Intervention de Axel Cruau

Réunion du mercredi 25 mars 2020 à 15h00
Commission des affaires étrangères

Axel Cruau, coordinateur de la task force coronavirus :

Un point pour commencer sur l'épidémie : nous en sommes aujourd'hui à plus de 400 000 cas et plus de 18 000 décès dans plus de cent soixante-dix États et territoires. Ce qui malheureusement est le plus intéressant, c'est la cinétique de cette épidémie. Selon le directeur général de l'Organisation mondiale de la santé (OMS), il a fallu soixante-sept jours pour atteindre 100 000 cas, onze jours pour atteindre 200 000 cas et quatre seulement pour atteindre 300 000 cas… Nous sommes dans une phase d'accélération mondiale. Si la situation en Chine s'améliore, c'est-à-dire qu'il n'y a pratiquement plus de cas domestiques mais uniquement des cas réimportés – le Hubei et bientôt sa capitale, Wuhan, vont lever leurs mesures de confinement –, ce n'est absolument pas le cas dans d'autres régions. Comme vous le savez, l'Europe est devenue l'épicentre de l'épidémie : hier matin, nous étions à plus de 180 000 cas en Europe et plus de 10 000 morts.
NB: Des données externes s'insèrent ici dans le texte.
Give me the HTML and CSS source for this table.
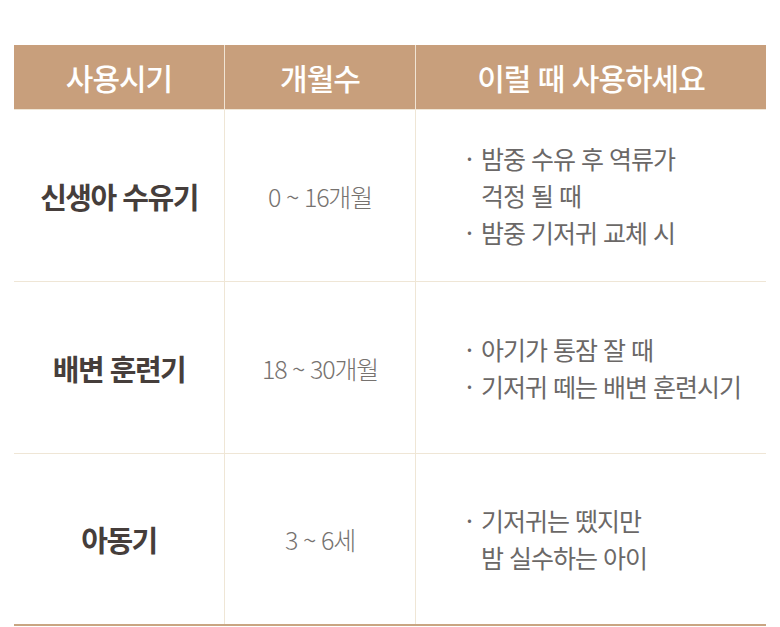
FILE: index.html
```html
<!DOCTYPE html>
<html lang="ko">
<head>
<meta charset="utf-8">
<link rel="stylesheet" href="styles.css">
</head>
<body>
<div class="table">
  <div class="th">사용시기</div>
  <div class="th">개월수</div>
  <div class="th">이럴 때 사용하세요</div>

  <div class="td label">신생아 수유기</div>
  <div class="td months">0 ~ 16개월</div>
  <div class="td uses">
    <ul>
      <li>밤중 수유 후 역류가<br>걱정 될 때</li>
      <li>밤중 기저귀 교체 시</li>
    </ul>
  </div>

  <div class="td label">배변 훈련기</div>
  <div class="td months">18 ~ 30개월</div>
  <div class="td uses">
    <ul>
      <li>아기가 통잠 잘 때</li>
      <li>기저귀 떼는 배변 훈련시기</li>
    </ul>
  </div>

  <div class="td label last">아동기</div>
  <div class="td months last">3 ~ 6세</div>
  <div class="td uses last">
    <ul>
      <li>기저귀는 뗐지만<br>밤 실수하는 아이</li>
    </ul>
  </div>
</div>
</body>
</html>
```

FILE: styles.css
```css
html, body {
  margin: 0;
  padding: 0;
  background: #ffffff;
}
body {
  font-family: "Noto Sans CJK KR", "Noto Sans", sans-serif;
  padding: 45px 14px 0 14px;
}
.table {
  display: grid;
  grid-template-columns: 210px 191px 351px;
  grid-template-rows: 64px 172px 172px 171px;
  width: 752px;
  border-bottom: 2px solid #c9a582;
}
.th {
  background: #c89f7c;
  color: #ffffff;
  font-size: 30px;
  font-weight: 500;
  letter-spacing: -1px;
  display: flex;
  align-items: center;
  justify-content: center;
  border-left: 1px solid #f1e4d4;
}
.th:first-child {
  border-left: none;
}
.td {
  display: flex;
  align-items: center;
  border-left: 1px solid #efe6d6;
  border-top: 1px solid #efe6d6;
}
.td.label {
  border-left: none;
  justify-content: center;
  font-size: 29px;
  font-weight: 700;
  color: #463e3b;
  letter-spacing: -1.5px;
}
.td.months {
  justify-content: center;
  font-size: 25px;
  font-weight: 300;
  color: #76726f;
  letter-spacing: -1.2px;
}
.td.uses {
  padding-left: 50px;
  font-size: 25px;
  color: #6b6867;
  letter-spacing: -1px;
  line-height: 37px;
}
.td.uses ul {
  list-style: none;
  margin: 0;
  padding: 0;
}
.td.uses li {
  position: relative;
  padding-left: 15px;
}
.td.uses li::before {
  content: "·";
  position: absolute;
  left: 0;
  top: 0;
}
```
L'ensemble des pays adoptent des mesures prophylactiques similaires pour combattre l'épidémie, comme la fermeture des frontières ou le passage en confinement. L'Inde ayant décidé hier de confiner sa population, pratiquement un tiers de l'humanité est désormais en confinement, soit près de 3 milliards de personnes. Les mesures sont de plus en plus dures dans un certain nombre de pays pour tenter d'assécher l'épidémie.

Il y a bien sûr des inquiétudes sur l'état de l'économie. Certaines zones ont réagi pour tenter de faire face : une bonne nouvelle est arrivée dans la nuit avec l'accord aux États-Unis entre démocrates et républicains sur un paquet d'aides qui, initialement, devait être de 1 000 milliards de dollars et qui approcherait en fait les 2 000 milliards de dollars. Les aides iront tant aux petites et aux grandes entreprises qu'aux personnes, au système de santé, etc. Les bourses ont du reste commencé à saluer ce mouvement : Wall Street était en hausse hier avant même l'annonce de l'accord ; le Nikkei enregistrait ce matin un rebond de plus de 8 %.

La coordination internationale doit se poursuivre. Une réunion du G7 a eu lieu hier ; il y aura bientôt une réunion du G20. Du côté européen, les réactions sont malheureusement insuffisantes : la réunion de l'Eurogroupe hier n'a pas donné lieu à un accord ; on peut espérer que la réunion du Conseil européen permettra de fixer une ligne commune.

Nous partageons vos inquiétudes concernant les grandes zones du monde, en particulier sur l'Afrique ; nous y reviendrons tout à l'heure.

Du côté du ministère des affaires étrangères, nous nous adaptons au jour le jour et heure par heure à la situation, avec une immense mobilisation du Centre de crise et de soutien, ainsi que de l'ensemble des services en interministériel, au service de nos communautés françaises et de la continuité de notre réaction diplomatique. Nous faisons le maximum pour traiter l'ensemble des situations personnelles et répondre aux inquiétudes. À ce sujet, la task force a désigné une personne spécifiquement chargée de prendre en compte tous les cas particuliers que vous-mêmes faites remonter, afin de fluidifier au maximum le processus.

Au-delà, même si nous sommes actuellement au coeur de la tragédie, il faut commencer à préparer la sortie de crise : comme en Chine, nous aurons vraisemblablement une problématique de sortie du confinement : il faudra impérativement éviter l'importation de nouveaux cas, qui prolongerait l'épidémie. L'État y travaille sous l'égide du secrétariat général de la défense et de la sécurité nationale, mais cela exige un effort collectif d'anticipation : nous devons réfléchir aux jours d'après, c'est-à-dire à tout ce qui pourrait changer dans notre vie économique et sociale, et à toutes les conséquences qui pourraient en découler sur le plan national comme sur le plan géopolitique. Une réflexion est en cours au ministère des affaires étrangères ; elle doit être commune à l'ensemble des ministères et le Parlement aura un rôle à jouer en ce domaine : sa réflexion sur les leçons que nous devrions tirer de cette crise nous serait très précieuse.